BEGIN Supplied information

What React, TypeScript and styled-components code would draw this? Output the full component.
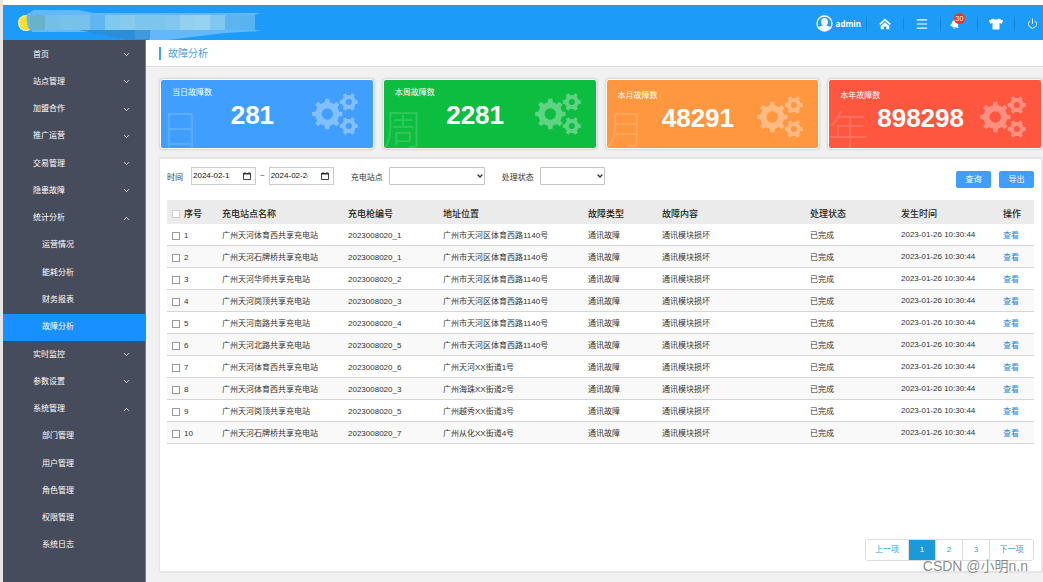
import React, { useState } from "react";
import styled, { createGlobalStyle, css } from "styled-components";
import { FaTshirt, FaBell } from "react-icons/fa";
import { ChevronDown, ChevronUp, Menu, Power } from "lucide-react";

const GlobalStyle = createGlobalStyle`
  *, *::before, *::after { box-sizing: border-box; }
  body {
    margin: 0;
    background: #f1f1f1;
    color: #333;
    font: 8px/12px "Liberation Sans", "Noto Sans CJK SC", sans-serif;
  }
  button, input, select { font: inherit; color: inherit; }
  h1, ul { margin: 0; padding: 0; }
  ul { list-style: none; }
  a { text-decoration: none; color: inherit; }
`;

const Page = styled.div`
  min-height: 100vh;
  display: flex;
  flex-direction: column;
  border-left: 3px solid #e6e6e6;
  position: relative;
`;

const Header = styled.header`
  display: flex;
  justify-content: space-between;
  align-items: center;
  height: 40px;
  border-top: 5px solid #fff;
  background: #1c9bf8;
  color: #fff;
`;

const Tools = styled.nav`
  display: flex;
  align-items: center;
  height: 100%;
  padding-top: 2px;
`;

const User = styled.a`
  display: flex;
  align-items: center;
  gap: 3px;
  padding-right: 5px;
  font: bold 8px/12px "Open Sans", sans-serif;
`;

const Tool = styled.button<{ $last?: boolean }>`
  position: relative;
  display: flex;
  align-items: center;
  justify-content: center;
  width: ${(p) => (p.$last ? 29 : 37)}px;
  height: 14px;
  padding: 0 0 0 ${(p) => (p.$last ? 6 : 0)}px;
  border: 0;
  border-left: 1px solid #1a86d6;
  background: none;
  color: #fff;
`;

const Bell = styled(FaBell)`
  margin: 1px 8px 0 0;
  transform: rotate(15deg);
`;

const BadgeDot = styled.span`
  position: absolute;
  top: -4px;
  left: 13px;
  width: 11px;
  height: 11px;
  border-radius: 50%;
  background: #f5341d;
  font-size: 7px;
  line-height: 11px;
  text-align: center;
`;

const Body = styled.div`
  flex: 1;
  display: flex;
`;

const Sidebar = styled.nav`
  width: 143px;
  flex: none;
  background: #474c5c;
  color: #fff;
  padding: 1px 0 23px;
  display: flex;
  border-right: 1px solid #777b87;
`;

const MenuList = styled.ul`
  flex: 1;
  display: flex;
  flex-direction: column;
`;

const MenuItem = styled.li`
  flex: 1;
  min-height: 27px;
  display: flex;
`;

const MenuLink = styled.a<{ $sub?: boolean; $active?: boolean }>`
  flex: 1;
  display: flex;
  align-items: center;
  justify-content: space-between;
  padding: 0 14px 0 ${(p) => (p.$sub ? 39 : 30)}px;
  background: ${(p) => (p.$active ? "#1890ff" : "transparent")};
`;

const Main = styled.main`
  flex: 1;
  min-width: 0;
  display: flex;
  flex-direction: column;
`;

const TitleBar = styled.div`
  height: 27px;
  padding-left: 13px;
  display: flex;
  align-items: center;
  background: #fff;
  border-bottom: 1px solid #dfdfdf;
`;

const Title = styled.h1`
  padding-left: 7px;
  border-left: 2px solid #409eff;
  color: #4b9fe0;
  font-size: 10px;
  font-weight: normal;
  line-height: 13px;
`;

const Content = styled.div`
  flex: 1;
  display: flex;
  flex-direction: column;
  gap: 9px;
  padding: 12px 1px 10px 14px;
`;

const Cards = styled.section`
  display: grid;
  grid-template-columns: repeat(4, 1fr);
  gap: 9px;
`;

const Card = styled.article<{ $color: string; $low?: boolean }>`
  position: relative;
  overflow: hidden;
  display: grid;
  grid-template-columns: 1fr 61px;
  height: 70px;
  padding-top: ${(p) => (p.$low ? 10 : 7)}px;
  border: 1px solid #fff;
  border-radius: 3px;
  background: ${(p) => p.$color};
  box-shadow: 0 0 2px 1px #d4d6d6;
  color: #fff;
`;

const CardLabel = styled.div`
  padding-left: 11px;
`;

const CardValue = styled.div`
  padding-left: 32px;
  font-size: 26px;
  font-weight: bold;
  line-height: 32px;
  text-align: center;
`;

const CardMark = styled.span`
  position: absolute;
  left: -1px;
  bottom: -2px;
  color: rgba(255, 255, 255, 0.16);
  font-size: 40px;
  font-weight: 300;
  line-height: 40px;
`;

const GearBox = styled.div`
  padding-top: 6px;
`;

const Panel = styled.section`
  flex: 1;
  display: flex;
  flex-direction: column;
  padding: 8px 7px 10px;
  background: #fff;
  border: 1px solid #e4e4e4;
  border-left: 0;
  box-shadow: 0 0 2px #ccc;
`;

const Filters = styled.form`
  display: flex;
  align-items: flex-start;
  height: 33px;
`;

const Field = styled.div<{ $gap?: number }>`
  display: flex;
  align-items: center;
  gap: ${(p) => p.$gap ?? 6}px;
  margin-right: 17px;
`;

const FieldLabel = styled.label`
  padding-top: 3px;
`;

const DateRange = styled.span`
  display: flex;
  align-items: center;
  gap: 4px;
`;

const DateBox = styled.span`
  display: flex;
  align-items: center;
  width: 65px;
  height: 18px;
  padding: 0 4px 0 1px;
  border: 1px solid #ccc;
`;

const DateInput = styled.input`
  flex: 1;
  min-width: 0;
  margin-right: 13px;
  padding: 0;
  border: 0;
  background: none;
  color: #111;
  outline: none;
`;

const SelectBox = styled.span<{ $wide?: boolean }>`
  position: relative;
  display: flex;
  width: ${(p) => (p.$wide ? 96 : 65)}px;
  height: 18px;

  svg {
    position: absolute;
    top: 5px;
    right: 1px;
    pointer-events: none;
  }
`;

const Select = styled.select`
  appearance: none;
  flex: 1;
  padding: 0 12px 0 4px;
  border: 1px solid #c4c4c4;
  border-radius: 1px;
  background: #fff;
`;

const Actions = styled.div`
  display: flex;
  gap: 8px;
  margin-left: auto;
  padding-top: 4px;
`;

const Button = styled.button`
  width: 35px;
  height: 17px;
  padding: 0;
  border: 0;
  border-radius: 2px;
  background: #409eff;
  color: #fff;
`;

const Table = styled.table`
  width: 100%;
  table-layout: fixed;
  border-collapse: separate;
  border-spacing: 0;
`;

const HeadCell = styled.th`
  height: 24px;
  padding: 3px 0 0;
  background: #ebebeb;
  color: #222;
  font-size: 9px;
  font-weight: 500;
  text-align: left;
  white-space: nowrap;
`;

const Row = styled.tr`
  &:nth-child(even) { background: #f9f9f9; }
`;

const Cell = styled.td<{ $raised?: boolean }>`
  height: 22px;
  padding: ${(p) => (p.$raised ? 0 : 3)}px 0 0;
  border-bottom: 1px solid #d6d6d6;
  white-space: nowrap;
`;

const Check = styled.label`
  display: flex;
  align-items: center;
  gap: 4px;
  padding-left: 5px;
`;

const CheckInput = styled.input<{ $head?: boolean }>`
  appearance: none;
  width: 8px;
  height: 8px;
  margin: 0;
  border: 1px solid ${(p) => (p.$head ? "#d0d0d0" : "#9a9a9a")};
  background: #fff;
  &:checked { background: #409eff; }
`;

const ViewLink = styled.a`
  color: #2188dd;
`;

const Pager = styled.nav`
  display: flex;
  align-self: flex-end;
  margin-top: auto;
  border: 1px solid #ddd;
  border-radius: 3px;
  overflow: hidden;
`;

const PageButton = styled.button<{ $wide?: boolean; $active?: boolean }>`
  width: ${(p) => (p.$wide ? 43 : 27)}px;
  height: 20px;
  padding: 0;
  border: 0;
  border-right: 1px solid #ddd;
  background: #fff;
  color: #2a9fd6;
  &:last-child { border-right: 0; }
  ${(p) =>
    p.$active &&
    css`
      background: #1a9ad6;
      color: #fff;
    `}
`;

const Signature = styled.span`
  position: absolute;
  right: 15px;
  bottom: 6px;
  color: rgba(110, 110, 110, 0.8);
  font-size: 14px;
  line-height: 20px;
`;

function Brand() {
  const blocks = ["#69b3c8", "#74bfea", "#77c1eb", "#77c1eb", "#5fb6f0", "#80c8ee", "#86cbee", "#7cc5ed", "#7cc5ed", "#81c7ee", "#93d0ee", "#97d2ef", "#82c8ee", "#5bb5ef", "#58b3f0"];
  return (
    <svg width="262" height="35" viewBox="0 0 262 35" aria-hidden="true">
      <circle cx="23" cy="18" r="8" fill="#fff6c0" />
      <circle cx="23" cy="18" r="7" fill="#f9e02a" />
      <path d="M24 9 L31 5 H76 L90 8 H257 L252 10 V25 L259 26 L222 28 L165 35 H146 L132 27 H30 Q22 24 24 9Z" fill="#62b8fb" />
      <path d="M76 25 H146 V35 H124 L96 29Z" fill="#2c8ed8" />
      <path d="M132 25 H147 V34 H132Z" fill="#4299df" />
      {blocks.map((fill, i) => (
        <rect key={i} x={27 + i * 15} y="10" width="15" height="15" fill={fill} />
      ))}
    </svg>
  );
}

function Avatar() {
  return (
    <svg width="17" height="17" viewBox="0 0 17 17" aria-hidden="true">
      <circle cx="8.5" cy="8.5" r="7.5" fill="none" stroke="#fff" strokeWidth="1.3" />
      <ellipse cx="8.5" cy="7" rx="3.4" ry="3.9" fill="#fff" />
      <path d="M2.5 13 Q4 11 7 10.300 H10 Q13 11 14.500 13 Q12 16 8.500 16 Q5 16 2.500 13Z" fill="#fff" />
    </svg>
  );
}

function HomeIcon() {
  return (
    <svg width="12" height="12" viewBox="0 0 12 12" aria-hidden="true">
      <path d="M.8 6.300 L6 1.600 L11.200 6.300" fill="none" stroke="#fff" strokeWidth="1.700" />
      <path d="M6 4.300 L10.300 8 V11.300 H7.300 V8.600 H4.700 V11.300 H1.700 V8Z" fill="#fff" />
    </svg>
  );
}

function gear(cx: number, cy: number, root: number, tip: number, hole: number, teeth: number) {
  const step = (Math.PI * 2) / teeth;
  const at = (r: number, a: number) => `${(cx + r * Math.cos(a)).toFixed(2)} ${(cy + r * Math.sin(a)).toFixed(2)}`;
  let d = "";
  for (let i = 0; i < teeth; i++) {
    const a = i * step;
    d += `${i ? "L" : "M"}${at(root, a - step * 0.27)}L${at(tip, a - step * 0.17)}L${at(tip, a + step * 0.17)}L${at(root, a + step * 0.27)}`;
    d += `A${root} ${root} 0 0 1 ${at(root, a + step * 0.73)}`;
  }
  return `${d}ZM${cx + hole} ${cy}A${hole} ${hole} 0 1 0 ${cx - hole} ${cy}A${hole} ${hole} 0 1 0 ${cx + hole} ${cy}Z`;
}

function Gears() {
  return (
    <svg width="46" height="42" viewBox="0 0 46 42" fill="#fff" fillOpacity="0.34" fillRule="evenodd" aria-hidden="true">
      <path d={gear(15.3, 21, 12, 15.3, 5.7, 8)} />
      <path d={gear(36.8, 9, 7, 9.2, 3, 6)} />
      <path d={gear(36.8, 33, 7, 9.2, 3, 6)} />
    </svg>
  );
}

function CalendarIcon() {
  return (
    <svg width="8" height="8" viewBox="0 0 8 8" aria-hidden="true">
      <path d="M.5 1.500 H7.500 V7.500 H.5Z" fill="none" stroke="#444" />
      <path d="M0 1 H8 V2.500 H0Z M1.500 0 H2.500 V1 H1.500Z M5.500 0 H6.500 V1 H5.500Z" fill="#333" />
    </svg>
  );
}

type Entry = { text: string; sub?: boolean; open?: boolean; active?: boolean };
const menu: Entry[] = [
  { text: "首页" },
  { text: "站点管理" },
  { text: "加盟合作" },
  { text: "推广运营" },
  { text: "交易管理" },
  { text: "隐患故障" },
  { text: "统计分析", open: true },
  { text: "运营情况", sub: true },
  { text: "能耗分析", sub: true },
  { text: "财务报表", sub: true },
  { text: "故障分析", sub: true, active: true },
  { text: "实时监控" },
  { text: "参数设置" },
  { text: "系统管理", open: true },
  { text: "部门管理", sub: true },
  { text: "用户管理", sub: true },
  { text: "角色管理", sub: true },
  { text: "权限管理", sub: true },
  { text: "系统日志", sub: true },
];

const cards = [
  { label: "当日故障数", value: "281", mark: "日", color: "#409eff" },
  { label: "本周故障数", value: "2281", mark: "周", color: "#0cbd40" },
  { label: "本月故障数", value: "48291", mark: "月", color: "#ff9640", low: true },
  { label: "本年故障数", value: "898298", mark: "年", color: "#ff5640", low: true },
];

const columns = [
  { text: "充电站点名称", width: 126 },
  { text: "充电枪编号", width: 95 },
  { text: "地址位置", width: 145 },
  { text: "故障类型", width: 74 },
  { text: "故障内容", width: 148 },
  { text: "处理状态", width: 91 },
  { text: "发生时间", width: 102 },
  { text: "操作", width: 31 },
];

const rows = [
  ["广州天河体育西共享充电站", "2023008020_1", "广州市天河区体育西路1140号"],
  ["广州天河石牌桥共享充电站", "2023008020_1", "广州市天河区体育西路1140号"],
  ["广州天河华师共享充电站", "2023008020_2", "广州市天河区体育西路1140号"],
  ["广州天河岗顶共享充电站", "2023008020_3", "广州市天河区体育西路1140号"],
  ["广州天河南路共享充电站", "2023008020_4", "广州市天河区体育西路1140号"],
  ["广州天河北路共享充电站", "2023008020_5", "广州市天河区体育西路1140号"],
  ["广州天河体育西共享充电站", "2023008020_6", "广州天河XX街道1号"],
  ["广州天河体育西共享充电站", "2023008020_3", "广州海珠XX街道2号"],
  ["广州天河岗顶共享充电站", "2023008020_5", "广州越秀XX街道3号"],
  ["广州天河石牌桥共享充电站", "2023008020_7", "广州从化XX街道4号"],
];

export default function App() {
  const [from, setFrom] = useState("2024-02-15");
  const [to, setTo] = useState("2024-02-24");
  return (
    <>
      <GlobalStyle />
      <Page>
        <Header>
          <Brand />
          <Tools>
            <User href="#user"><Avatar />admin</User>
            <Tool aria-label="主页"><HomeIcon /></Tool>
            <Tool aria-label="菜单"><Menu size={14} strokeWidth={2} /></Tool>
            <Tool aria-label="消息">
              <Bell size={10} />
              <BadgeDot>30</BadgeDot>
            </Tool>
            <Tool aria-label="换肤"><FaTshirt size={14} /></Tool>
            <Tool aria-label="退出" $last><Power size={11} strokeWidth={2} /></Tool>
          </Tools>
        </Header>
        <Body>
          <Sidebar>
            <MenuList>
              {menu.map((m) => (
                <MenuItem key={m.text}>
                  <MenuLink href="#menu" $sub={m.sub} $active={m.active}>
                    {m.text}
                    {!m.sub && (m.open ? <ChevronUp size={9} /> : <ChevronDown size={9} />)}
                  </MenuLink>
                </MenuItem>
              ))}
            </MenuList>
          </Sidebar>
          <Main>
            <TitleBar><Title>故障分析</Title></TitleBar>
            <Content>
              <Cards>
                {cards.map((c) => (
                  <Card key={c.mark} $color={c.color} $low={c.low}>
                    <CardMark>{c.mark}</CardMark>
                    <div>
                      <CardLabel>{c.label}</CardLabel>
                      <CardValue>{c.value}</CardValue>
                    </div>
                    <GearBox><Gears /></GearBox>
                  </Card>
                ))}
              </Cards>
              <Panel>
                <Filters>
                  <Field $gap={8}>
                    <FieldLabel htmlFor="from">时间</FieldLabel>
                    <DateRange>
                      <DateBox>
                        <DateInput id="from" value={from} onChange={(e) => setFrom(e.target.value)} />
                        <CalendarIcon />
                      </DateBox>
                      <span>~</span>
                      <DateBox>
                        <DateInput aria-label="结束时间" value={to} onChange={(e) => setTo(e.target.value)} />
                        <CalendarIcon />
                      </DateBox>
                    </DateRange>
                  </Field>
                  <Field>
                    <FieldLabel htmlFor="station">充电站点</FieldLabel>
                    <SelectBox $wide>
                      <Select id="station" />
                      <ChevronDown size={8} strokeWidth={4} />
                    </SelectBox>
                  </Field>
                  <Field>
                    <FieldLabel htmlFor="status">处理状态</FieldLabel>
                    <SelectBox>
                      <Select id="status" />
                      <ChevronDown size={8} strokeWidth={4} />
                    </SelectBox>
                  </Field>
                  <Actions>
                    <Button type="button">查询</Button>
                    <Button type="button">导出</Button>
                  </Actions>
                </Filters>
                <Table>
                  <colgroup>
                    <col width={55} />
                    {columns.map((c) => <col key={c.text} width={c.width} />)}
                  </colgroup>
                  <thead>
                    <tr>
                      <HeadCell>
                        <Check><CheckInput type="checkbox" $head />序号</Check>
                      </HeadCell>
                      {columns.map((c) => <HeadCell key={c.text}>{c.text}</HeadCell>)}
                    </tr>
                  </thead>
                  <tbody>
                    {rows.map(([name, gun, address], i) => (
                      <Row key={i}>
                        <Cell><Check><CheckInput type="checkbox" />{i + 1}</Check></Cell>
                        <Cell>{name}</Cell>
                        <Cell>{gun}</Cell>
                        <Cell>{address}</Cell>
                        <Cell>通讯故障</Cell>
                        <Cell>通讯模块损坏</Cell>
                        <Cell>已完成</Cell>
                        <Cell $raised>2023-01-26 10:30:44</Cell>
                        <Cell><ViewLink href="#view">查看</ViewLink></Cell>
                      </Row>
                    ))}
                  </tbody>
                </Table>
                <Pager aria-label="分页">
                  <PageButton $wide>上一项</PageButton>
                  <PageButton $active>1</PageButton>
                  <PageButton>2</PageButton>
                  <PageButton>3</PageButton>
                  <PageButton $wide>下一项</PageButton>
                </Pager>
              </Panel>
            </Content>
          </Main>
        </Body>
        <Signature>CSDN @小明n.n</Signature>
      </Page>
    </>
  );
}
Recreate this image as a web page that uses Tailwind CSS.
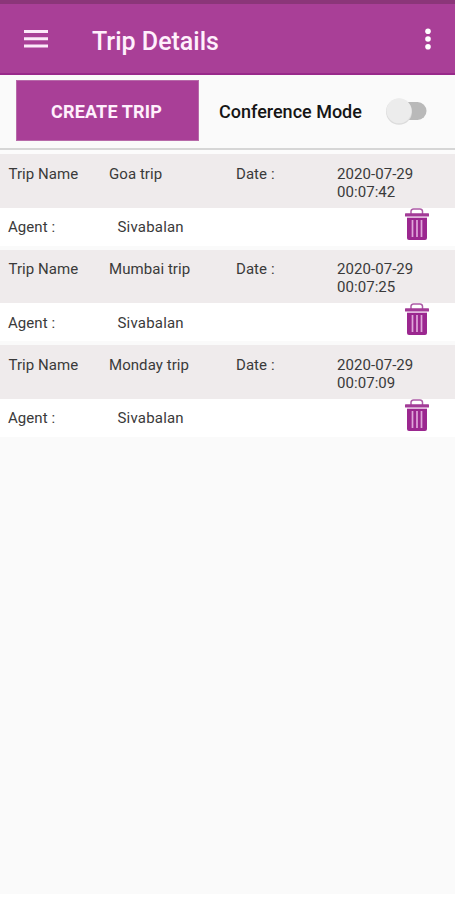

END Supplied information

The request:
Begin at the top of the material above and output each line exactly, stopping after the line that holds "ChevronUp, Menu, Power". Leave out pictures.

Answer for the task:
What React, TypeScript and styled-components code would draw this? Output the full component.
import React, { useState } from "react";
import styled, { createGlobalStyle, css } from "styled-components";
import { FaTshirt, FaBell } from "react-icons/fa";
import { ChevronDown, ChevronUp, Menu, Power } from "lucide-react";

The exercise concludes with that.